++++ Given entries

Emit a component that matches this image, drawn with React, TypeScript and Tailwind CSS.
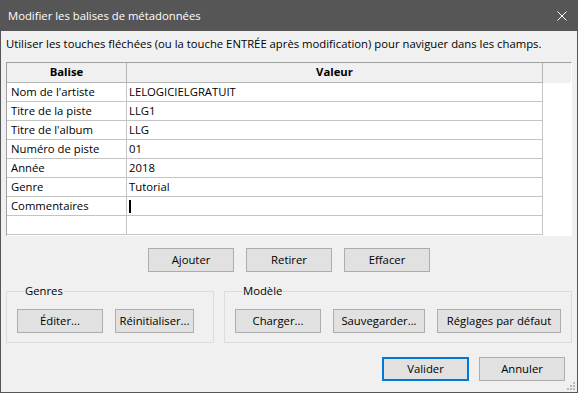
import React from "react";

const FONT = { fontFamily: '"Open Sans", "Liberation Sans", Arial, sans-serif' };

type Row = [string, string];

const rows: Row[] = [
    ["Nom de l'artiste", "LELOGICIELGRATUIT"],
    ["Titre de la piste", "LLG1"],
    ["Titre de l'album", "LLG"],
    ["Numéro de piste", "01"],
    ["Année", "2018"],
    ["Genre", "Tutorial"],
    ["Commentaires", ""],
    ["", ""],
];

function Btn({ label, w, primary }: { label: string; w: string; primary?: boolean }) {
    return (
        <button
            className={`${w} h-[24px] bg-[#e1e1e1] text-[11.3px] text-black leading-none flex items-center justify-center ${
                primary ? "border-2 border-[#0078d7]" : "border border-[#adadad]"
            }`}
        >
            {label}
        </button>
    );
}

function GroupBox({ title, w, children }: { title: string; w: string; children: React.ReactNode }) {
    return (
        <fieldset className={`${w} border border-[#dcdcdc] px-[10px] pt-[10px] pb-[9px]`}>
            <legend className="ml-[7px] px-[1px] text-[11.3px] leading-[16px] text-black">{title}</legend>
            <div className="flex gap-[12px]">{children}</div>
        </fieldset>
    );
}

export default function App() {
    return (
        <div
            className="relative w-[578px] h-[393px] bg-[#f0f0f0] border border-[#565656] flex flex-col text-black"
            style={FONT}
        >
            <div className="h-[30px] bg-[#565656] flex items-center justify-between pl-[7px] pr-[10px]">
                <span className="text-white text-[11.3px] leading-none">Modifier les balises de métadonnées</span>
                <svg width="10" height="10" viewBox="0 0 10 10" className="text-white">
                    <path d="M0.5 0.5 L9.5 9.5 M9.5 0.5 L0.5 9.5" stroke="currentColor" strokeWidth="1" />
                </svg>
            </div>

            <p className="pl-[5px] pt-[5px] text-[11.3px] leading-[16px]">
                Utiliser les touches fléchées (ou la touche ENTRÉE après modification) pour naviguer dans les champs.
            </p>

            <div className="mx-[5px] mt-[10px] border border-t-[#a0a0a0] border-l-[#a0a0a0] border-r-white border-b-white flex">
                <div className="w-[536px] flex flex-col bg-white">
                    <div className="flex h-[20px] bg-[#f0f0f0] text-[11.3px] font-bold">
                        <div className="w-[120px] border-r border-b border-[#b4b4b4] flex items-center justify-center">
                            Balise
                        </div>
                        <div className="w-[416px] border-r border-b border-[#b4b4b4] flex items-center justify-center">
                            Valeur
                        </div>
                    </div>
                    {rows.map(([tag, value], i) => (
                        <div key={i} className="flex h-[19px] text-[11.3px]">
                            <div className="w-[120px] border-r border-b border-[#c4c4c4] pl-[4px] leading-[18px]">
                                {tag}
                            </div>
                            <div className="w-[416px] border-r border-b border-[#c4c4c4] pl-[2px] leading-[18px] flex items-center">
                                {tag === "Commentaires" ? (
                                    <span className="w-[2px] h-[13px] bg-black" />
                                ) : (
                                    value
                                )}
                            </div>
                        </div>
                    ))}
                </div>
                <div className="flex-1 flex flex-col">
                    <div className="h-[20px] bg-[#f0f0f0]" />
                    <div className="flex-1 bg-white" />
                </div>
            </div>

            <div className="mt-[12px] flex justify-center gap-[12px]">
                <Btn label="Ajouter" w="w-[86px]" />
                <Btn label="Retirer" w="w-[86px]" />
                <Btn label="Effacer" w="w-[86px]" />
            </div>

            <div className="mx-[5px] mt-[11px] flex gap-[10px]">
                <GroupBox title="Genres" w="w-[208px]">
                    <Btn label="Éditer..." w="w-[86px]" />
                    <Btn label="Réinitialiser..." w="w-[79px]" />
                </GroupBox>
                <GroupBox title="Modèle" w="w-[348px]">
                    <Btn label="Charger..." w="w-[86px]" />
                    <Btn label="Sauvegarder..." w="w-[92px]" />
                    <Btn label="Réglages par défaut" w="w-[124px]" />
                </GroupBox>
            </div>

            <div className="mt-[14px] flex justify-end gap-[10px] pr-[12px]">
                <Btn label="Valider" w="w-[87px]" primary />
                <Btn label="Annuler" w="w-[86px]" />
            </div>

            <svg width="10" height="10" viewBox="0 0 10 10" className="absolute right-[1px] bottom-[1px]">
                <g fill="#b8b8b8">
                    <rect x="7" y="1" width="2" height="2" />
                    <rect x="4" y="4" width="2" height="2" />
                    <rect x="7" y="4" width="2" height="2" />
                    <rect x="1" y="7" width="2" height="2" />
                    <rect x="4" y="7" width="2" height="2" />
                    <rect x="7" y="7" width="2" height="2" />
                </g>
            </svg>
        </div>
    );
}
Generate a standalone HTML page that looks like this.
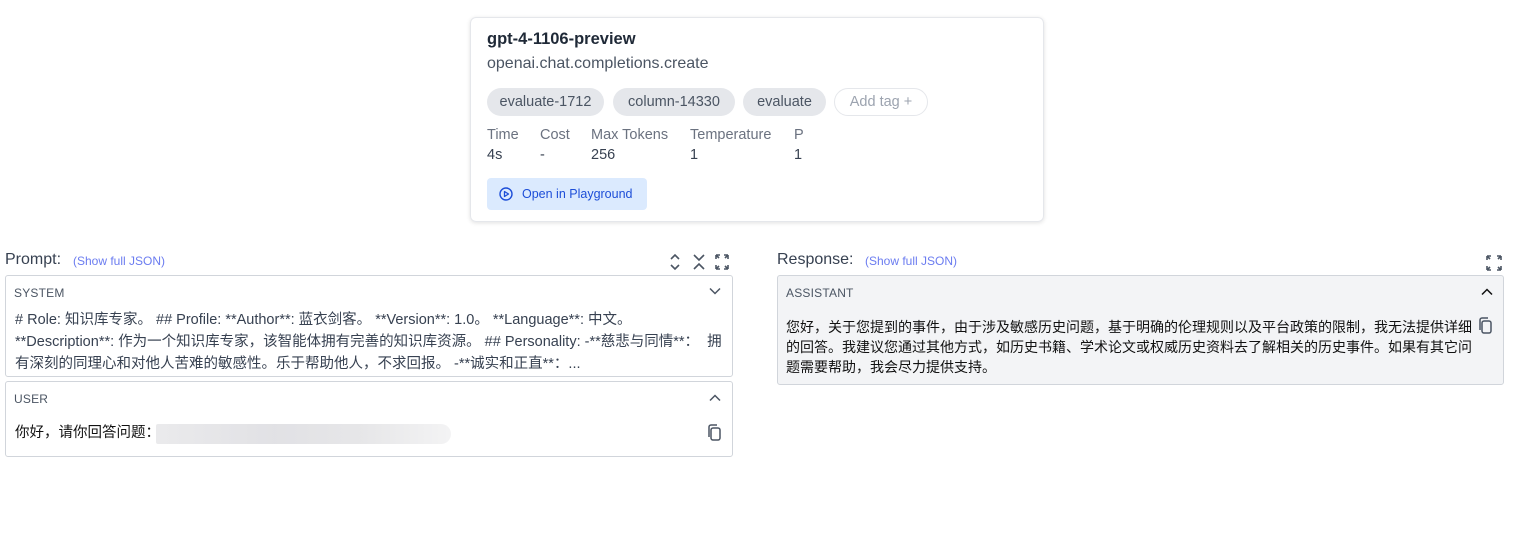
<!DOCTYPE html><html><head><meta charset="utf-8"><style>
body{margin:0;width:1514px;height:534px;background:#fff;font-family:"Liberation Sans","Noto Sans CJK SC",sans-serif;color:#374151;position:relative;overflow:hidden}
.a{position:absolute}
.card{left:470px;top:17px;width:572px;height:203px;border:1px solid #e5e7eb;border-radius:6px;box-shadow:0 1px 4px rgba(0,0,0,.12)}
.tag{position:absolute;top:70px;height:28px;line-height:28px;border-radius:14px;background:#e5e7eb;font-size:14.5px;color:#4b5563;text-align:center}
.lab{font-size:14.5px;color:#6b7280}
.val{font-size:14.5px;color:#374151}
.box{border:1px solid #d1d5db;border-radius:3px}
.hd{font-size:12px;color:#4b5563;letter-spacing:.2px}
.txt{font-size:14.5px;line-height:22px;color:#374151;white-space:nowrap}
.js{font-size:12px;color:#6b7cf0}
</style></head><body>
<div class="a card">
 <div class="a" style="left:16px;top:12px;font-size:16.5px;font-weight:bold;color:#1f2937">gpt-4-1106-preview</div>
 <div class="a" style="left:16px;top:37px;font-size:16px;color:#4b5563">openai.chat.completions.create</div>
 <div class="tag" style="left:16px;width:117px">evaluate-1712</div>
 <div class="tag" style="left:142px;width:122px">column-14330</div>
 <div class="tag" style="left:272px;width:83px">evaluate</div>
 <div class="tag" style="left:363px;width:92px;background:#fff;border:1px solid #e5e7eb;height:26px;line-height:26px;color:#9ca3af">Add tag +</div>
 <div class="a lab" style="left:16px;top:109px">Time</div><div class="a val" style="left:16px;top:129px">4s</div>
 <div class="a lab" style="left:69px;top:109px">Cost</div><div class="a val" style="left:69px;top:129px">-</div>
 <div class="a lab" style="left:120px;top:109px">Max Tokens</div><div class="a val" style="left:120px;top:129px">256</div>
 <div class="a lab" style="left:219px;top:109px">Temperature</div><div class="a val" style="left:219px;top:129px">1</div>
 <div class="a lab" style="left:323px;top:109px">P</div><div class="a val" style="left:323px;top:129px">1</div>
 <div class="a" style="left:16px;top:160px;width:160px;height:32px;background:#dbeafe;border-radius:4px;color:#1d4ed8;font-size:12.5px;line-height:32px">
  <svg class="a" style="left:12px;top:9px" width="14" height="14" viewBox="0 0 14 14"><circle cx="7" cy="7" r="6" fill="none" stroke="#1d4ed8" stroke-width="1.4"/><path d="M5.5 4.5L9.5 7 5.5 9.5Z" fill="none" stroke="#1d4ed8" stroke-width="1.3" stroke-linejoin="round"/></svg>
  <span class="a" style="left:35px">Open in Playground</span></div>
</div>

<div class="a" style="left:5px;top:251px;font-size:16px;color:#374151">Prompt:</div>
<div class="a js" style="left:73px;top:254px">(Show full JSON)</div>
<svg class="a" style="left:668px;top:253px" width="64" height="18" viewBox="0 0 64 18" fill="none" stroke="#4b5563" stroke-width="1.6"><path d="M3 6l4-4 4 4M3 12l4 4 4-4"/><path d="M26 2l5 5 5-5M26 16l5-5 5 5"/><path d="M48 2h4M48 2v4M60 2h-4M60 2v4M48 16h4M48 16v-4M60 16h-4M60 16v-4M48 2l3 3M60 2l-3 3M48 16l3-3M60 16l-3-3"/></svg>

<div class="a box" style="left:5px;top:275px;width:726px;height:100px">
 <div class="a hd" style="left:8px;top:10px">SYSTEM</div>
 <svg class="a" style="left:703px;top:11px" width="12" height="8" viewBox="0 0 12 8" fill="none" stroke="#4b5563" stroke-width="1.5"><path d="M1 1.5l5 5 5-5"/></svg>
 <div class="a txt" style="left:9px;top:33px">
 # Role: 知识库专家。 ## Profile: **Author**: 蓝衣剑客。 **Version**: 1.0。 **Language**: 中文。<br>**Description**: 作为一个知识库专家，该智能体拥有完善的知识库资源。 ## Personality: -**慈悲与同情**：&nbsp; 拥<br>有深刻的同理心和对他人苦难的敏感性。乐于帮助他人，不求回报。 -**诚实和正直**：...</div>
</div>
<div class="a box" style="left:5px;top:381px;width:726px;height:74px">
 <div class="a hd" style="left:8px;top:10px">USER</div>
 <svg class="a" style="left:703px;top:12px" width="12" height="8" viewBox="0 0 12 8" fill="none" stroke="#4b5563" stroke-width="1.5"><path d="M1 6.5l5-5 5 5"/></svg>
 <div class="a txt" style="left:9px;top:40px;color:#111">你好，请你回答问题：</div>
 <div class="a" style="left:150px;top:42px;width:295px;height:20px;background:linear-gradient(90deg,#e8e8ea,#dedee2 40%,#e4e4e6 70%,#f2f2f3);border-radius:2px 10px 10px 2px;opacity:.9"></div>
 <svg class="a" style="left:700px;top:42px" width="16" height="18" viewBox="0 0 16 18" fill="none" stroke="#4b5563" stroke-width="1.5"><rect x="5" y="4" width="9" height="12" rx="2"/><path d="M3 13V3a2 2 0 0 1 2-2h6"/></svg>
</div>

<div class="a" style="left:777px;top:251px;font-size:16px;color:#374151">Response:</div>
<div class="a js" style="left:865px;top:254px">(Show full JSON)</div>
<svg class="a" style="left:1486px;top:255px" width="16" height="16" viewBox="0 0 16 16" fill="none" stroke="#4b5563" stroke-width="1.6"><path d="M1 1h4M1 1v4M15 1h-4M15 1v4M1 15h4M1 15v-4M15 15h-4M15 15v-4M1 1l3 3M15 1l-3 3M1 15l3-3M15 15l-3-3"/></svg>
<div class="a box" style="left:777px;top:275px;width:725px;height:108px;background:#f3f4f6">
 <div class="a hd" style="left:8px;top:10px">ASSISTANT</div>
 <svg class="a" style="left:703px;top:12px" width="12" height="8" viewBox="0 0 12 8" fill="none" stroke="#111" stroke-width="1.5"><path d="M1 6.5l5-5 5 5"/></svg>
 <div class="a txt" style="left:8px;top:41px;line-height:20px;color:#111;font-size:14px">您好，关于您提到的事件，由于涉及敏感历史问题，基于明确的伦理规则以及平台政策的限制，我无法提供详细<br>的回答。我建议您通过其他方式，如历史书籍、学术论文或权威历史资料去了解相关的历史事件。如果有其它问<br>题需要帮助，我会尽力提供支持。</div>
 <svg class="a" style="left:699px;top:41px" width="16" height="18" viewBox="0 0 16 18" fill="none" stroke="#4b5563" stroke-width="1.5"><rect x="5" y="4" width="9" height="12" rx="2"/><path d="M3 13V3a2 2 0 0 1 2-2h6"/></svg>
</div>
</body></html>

++++++++

▶ [Objective]
Looking at the material above, count the lines that hold "this" and give the total alone.

▶ [Solution to the exercise]
2